In our work, building relationships is the strongest thing we do. The digital world can do things faster; it can do things more efficiently. Maybe for a bank that makes sense; but maybe not. When your bank closes branches and you can't reach a human being; when everything is done through online tools or a call centre - eventually you just go to another bank.
GB: Not if there are just five banks, and they're all doing the same thing.
DS: Then there's an opportunity for someone to do something differently.
GB: How optimistic are you generally about people's ability to make a dignified livelihood?
DS: I'm very optimistic about mine! That is a very interesting question about the effects of artificial intelligence, especially in certain sectors. But for every business that automates because it's good for the bottom line, there will be opportunities for those who move in the opposite direction: for increased service, for better design, for a more human touch. Those things will command a premium.
GB: I liked your account of how Tom Kartsotis is reviving manufacturing in Detroit with his Shinola venture, and what Shinola is doing to enhance its employees' skills. It made me want to buy one of their analog watches. Shinola is a nice story, but it strikes me as an extremely rare phenomenon, and likely to remain extremely rare.
DS: It won't be the norm; but it shows that it is possible to create a profitable business and create jobs that can grow, with multiple skill levels, by making things that people will buy. You have to create enough value, enough luxury to sustain the cost of what you're doing.
I was talking about this yesterday with a reporter for the Detroit News.
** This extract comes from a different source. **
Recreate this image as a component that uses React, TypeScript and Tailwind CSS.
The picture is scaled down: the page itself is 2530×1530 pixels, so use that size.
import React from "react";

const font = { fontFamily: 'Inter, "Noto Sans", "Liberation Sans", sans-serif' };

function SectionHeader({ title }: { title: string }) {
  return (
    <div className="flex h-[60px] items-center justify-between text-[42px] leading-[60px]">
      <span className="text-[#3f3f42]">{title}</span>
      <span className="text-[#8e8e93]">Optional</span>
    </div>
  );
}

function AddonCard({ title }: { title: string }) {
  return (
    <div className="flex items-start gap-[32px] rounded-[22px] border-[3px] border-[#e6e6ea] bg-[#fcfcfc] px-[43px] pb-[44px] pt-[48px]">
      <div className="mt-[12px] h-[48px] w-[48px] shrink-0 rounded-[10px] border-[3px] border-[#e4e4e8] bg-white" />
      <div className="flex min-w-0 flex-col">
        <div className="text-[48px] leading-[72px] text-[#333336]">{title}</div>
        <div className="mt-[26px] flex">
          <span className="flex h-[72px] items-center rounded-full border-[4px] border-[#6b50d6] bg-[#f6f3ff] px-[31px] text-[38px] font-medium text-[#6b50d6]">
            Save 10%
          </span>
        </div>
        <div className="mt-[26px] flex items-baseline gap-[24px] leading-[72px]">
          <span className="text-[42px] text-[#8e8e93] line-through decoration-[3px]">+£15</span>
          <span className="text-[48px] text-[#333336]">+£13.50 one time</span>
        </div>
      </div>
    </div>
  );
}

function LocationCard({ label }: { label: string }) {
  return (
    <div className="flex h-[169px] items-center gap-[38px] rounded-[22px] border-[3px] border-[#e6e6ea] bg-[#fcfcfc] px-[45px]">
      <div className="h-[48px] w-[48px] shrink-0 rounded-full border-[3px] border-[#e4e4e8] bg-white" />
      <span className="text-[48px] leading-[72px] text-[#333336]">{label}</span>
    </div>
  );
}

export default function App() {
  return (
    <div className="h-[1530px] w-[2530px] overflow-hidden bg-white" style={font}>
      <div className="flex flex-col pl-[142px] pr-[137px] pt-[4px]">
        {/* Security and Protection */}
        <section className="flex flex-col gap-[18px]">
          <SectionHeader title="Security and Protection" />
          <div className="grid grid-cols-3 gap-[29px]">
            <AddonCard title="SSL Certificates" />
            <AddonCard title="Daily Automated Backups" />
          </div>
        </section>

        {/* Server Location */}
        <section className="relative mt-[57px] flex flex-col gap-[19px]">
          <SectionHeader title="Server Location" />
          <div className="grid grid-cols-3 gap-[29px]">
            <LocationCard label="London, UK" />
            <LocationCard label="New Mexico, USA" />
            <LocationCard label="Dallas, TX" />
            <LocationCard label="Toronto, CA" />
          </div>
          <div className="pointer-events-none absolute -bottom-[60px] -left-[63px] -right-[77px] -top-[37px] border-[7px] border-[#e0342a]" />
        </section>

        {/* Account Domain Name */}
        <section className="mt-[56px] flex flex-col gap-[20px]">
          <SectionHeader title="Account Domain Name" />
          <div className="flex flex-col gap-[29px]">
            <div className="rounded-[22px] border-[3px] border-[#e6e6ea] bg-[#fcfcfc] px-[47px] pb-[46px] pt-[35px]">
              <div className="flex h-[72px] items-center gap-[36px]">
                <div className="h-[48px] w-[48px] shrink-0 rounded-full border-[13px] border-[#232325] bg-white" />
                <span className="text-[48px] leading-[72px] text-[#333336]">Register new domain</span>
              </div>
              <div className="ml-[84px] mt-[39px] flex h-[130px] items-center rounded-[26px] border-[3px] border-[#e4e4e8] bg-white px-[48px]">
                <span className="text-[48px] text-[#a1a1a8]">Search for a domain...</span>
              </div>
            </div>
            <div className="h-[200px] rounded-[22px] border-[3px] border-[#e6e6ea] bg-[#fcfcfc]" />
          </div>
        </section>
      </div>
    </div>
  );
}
I said, go to the suburbs around Milan. They're filled with luxury leather companies making things with a higher value that people pay for. That is a huge engine of that regional economy.
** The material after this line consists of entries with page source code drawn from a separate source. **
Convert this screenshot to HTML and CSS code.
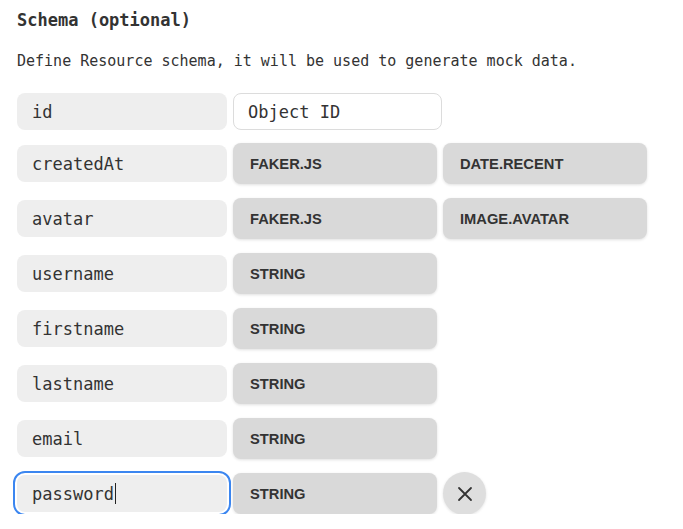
FILE: index.html
```html
<!DOCTYPE html>
<html>
<head>
<meta charset="utf-8">
<link rel="stylesheet" href="styles.css">
</head>
<body>
<div class="panel">
  <h2 class="title">Schema (optional)</h2>
  <p class="desc">Define Resource schema, it will be used to generate mock data.</p>
  <div class="rows">
    <div class="row row-id">
      <div class="field">id</div>
      <div class="value">Object ID</div>
    </div>
    <div class="row">
      <div class="field">createdAt</div>
      <div class="btn">FAKER.JS</div>
      <div class="btn">DATE.RECENT</div>
    </div>
    <div class="row">
      <div class="field">avatar</div>
      <div class="btn">FAKER.JS</div>
      <div class="btn">IMAGE.AVATAR</div>
    </div>
    <div class="row">
      <div class="field">username</div>
      <div class="btn">STRING</div>
    </div>
    <div class="row">
      <div class="field">firstname</div>
      <div class="btn">STRING</div>
    </div>
    <div class="row">
      <div class="field">lastname</div>
      <div class="btn">STRING</div>
    </div>
    <div class="row">
      <div class="field">email</div>
      <div class="btn">STRING</div>
    </div>
    <div class="row">
      <div class="field focused">password<span class="caret"></span></div>
      <div class="btn">STRING</div>
      <div class="close">
        <svg width="16" height="16" viewBox="0 0 16 16"><path d="M2 2 L14 14 M14 2 L2 14" stroke="#333" stroke-width="1.8" fill="none" stroke-linecap="round"/></svg>
      </div>
    </div>
  </div>
</div>
</body>
</html>
```
FILE: styles.css
```css
html, body {
  margin: 0;
  padding: 0;
  background: #ffffff;
}
.panel {
  padding: 10px 17px 0 17px;
  font-family: "DejaVu Sans Mono", monospace;
  color: #333;
}
.title {
  margin: 0;
  font-size: 17px;
  line-height: 20px;
  font-weight: bold;
  color: #333;
}
.desc {
  margin: 21px 0 0 0;
  font-size: 15px;
  line-height: 20px;
  color: #333;
}
.rows {
  margin-top: 22px;
  display: flex;
  flex-direction: column;
  gap: 14px;
}
.row {
  display: flex;
  align-items: center;
  gap: 6px;
  height: 41px;
}
.row-id {
  height: 37px;
  margin-bottom: -1px;
}
.field {
  box-sizing: border-box;
  width: 210px;
  height: 37px;
  border-radius: 8px;
  background: #eeeeee;
  padding: 0 15px;
  display: flex;
  align-items: center;
  font-size: 17px;
  color: #333;
}
.field.focused {
  outline: 2px solid #3b86f0;
  outline-offset: 2px;
}
.caret {
  display: inline-block;
  width: 1px;
  height: 21px;
  background: #222;
  margin-left: 1px;
}
.value {
  box-sizing: border-box;
  width: 209px;
  height: 37px;
  border-radius: 8px;
  background: #fff;
  border: 1.5px solid #dcdcdc;
  padding: 0 14px;
  display: flex;
  align-items: center;
  font-size: 17px;
  color: #333;
}
.btn {
  box-sizing: border-box;
  width: 204px;
  height: 41px;
  border-radius: 8px;
  background: #d9d9d9;
  box-shadow: 0 1px 3px rgba(0,0,0,0.12);
  padding: 0 17px;
  display: flex;
  align-items: center;
  font-family: "Liberation Sans", Arial, sans-serif;
  font-weight: bold;
  font-size: 14.7px;
  color: #333;
}
.close {
  width: 43px;
  height: 43px;
  border-radius: 50%;
  background: #dedede;
  box-shadow: 0 1px 3px rgba(0,0,0,0.12);
  display: flex;
  align-items: center;
  justify-content: center;
}
```
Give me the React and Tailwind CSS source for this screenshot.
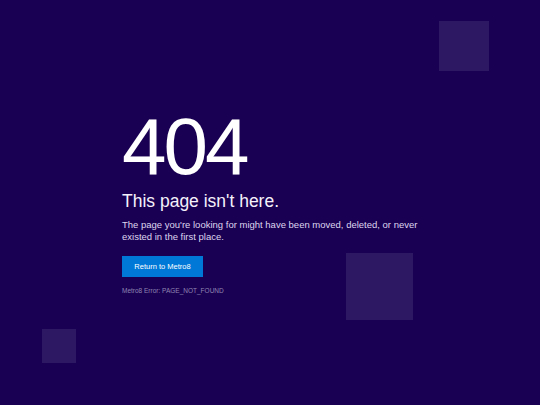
export default function App() {
  return (
    <div
      className="relative w-[540px] h-[405px] overflow-hidden bg-[#1a0052] text-white"
      style={{ fontFamily: '"Liberation Sans", Arial, sans-serif' }}
    >
      {/* decorative tiles */}
      <div className="absolute left-[439px] top-[21px] w-[50px] h-[50px] bg-[#2c1863]" />
      <div className="absolute left-[346px] top-[253px] w-[67px] h-[67px] bg-[#2c1863]" />
      <div className="absolute left-[42px] top-[329px] w-[34px] h-[34px] bg-[#2c1863]" />

      <main className="relative flex flex-col items-start pl-[122px] pt-[111px]">
        <h1 className="text-[80px] leading-[72px] tracking-[-3px] font-normal">404</h1>
        <h2 className="mt-[8px] text-[17.5px] leading-[20px] text-[#f4f1fb]">This page isn't here.</h2>
        <p className="mt-[8px] w-[300px] text-[9.5px] leading-[11.5px] text-[#ddd6f0]">
          The page you're looking for might have been moved, deleted, or never existed in the first place.
        </p>
        <button className="mt-[14px] w-[81px] h-[21px] bg-[#0078d7] text-[7.5px] text-white">
          Return to Metro8
        </button>
        <div className="mt-[10px] text-[6.5px] leading-[8px] text-[#8f86b3]">Metro8 Error: PAGE_NOT_FOUND</div>
      </main>
    </div>
  );
}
Twenty years ago, nobody thought it would be possible to create new turntable companies. But we see new turntable brands every week it seems. There's one that's sprung up in Niagara Falls: Fluance.
GB: Canada actually has a vibrant audio manufacturing sector - Bryston in Peterborough, Paradigm in Mississauga, Totem and Simaudio in Montreal, to name a few - all employing 50 or 100 people to make stuff.
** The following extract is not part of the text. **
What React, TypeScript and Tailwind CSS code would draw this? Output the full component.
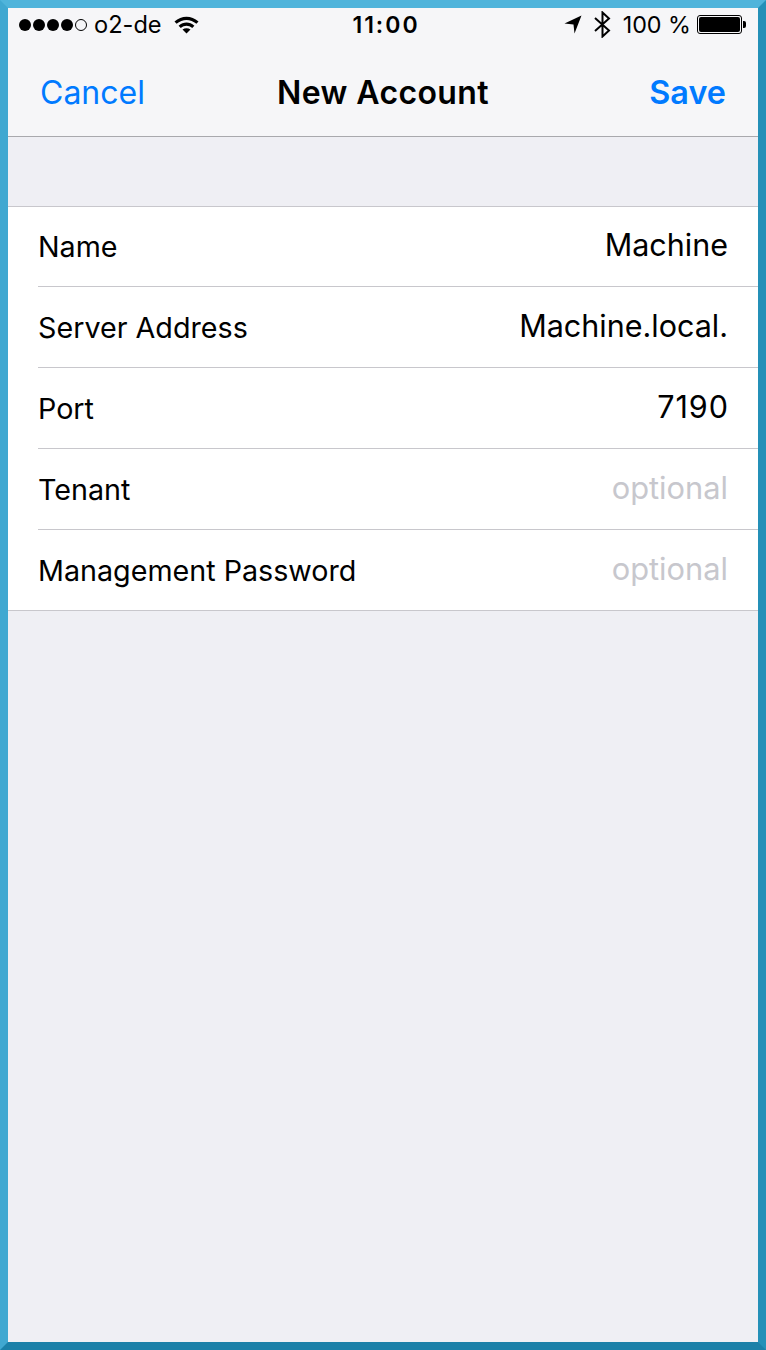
const Row = ({ label, value, placeholder, first, last, spaced }: { label: string; value: string; placeholder?: boolean; first?: boolean; last?: boolean; spaced?: boolean }) => (
  <div className={`ml-[30px] pr-[30px] flex justify-between ${first || last ? "h-[80px]" : "h-[81px]"} ${last ? "" : "border-b border-[#c8c7cc]"}`}>
    <span className={`text-[28.7px] leading-[34px] text-black ${first ? "mt-[23px]" : "mt-[24px]"}`}>{label}</span>
    <span className={`leading-[36px] ${first ? "mt-[20px]" : "mt-[21px]"} ${spaced ? "tracking-[1px] mr-[-1px]" : ""} ${placeholder ? "text-[30.8px] text-[#c7c7cd]" : "text-[30.5px] text-black"}`}>{value}</span>
  </div>
);

export default function App() {
  return (
    <div
      className="w-[766px] h-[1350px] flex flex-col border-8 border-t-[#4fb4db] border-l-[#40a8d1] border-r-[#2490b8] border-b-[#1b80a8] bg-[#efeff4] overflow-hidden"
      style={{ fontFamily: 'Inter, "Liberation Sans", sans-serif' }}
    >
      <header className="h-[129px] shrink-0 bg-[#f6f6f8] border-b border-[#a9a9ad] flex flex-col">
        <div className="h-[33px] grid grid-cols-[1fr_auto_1fr] items-center pl-[11px] pr-[12px] text-black">
          <div className="flex items-center">
            <span className="flex gap-[2px] items-center">
              <span className="w-[12px] h-[12px] rounded-full bg-black" />
              <span className="w-[12px] h-[12px] rounded-full bg-black" />
              <span className="w-[12px] h-[12px] rounded-full bg-black" />
              <span className="w-[12px] h-[12px] rounded-full bg-black" />
              <span className="w-[12px] h-[12px] rounded-full border border-black" />
            </span>
            <span className="text-[23.6px] ml-[7px] leading-[26px]">o2-de</span>
            <svg className="ml-[12px] mt-[-1px]" width="25" height="19" viewBox="0 0 25 19">
              <path d="M0.5 6.5 C7.5 0 17.5 0 24.5 6.5 L22.4 8.8 C16.5 3.6 8.5 3.6 2.6 8.8 Z" fill="#000" />
              <path d="M4.6 10.7 C9.5 6.5 15.5 6.5 20.4 10.7 L18.2 13 C14.5 10 10.5 10 6.8 13 Z" fill="#000" />
              <path d="M8.5 14.5 C11 12.8 14 12.8 16.5 14.5 L12.5 18.5 Z" fill="#000" />
            </svg>
          </div>
          <span className="ml-[7px] text-[23px] font-semibold leading-[26px] tracking-[2px]">11:00</span>
          <div className="flex items-center justify-end">
            <svg width="18" height="19" viewBox="0 0 18 19">
              <path d="M17.5 0.5 L0.5 8.5 L9.5 9.5 L10.5 18.5 Z" fill="#000" />
            </svg>
            <svg className="ml-[12px]" width="17" height="27" viewBox="0 0 17 27" fill="none" stroke="#000" strokeWidth="2">
              <path d="M1 7 L15 19.5 L8.5 25.5 V1.5 L15 7.5 L1 20" />
            </svg>
            <span className="text-[23.3px] leading-[26px] ml-[12px]">100 %</span>
            <span className="ml-[6px] flex items-center">
              <span className="w-[45px] h-[19px] rounded-[3px] border border-black p-[1px] flex">
                <span className="flex-1 bg-black rounded-[2px]" />
              </span>
              <span className="w-[3px] h-[7px] bg-black rounded-r-[2px] ml-[1px]" />
            </span>
          </div>
        </div>
        <div className="flex-1 grid grid-cols-[1fr_auto_1fr] items-center px-[32px] pt-[9px]">
          <span className="text-[32px] text-[#007aff]">Cancel</span>
          <span className="text-[32px] font-semibold tracking-[0.4px] text-black">New Account</span>
          <span className="text-[32.4px] font-semibold text-[#007aff] text-right">Save</span>
        </div>
      </header>
      <div className="h-[69px] shrink-0" />
      <section className="bg-white border-y border-[#c8c7cc]">
        <Row label="Name" value="Machine" first />
        <Row label="Server Address" value="Machine.local." />
        <Row label="Port" value="7190" spaced />
        <Row label="Tenant" value="optional" placeholder />
        <Row label="Management Password" value="optional" placeholder last />
      </section>
    </div>
  );
}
DS: Which is great: that's 50 or 100 families living, working and shopping in the community. There's this fantasy that a town like Peterborough needs to attract the next Google. Once there's a billion-dollar company in town, that will pave the whole region with gold. But you can't build a community based on that type of gamble. You need a lot of stores and businesses and people doing different things. That's the foundation of the middle class.
GB: I really enjoyed your epilogue, where you wrote about the summer camp you attended as a boy, and its current policy of banning cell phones and other gadgets so that kids can get a true camping experience. Do we need to take a break from technology now and then? And should it be longer than a two-week sabbatical?
DS: I strongly think so. The studies are coming out; this stuff has serious effects on our health, and we need a break from it now and then.